From this data the program calculates the following derived parameters for the construction as a whole:

·       Solar transmission, absorptance and reflectance parameters at 10 angles of incidence spaced at 10 degree intervals.

·       Parameters describing the distribution of solar absorption within the construction

·       Separate U-values for the glazing and the frame, and a net U-value combining the glazing and frame U-values.

 

These calculations, which are carried out in a pre-simulation stage, are performed as follows.

For each glazing layer (pane) the solar characteristics are checked for consistency. An analysis based on the Fresnel equations is carried out for a pane having the given layer refractive index and an absorption parameter (extinction coefficient) that is adjusted to match the given pane absorptance. This is done for two rays with perpendicular polarisations, and the results are combined to give normal-incidence transmittance, absorptance and reflectance values. These are then compared with the values entered for these parameters. The most likely cause of a discrepancy in this comparison is the presence of a reflecting film on the glass surface. In this case the discrepancy is corrected by adding a reflecting film with properties chosen to match the characteristics entered. When the discrepancy cannot be corrected by a modification of this sort, the refractive index is adjusted to produce a match. The derived characteristics are then used to produce transmittance, absorptance and reflectance parameters for 10 incidence angles, again using the Fresnel equations applied to rays of two polarisations.

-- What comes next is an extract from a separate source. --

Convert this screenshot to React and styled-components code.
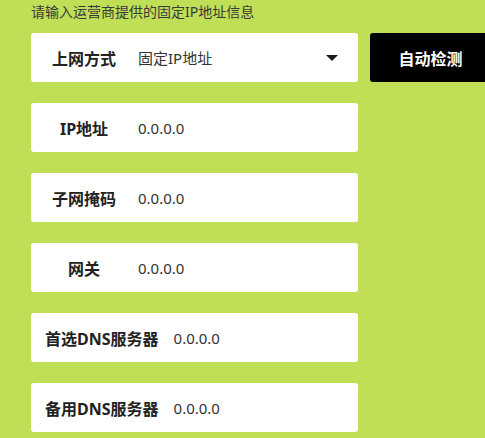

The solar characteristics of the construction as a whole are then calculated for the 10 incidence angles and the two polarised rays. This process in general involves consideration of an infinite number of reflections at glazing/air interfaces. The result is a set of solar transmission, absorptance and reflectance parameters at 10 angles of incidence, the absorptance characteristics being further resolved according to where in the construction the absorption occurs. The absorption parameters are then simplified, without any compromise of accuracy, by replacing each absorption by equivalent absorptions at the external internal surface of the constructions, using an equivalent circuit representation involving the thermal resistances of the layers.

 

During a simulation, whenever solar radiation strikes a glazed surface the interaction of the radiation with the glazing is calculated using the construction’s solar parameters.

Portions of the incident radiation are transmitted, absorbed, and reflected. For direct (beam) radiation the appropriate angular characteristics are used. For diffuse radiation, the calculation uses hemispherically averaged characteristics obtained by integrating over the incidence angles with a weighting for solid angle. Any frame forming part of the construction is assumed to have a transmittance of zero and an absorptance as set in the frame data.

External shutters/louvres and internal blinds/curtains participate in the interaction according to their parameters as specified in APcdb.

 

External opaque building surfaces absorb and reflect solar radiation according to their solar absorptance as assigned in APcdb. SunCast and SunCast Lite shading data is applied to external opaque surfaces, and SunCast shading data is applied also to internal opaque surfaces.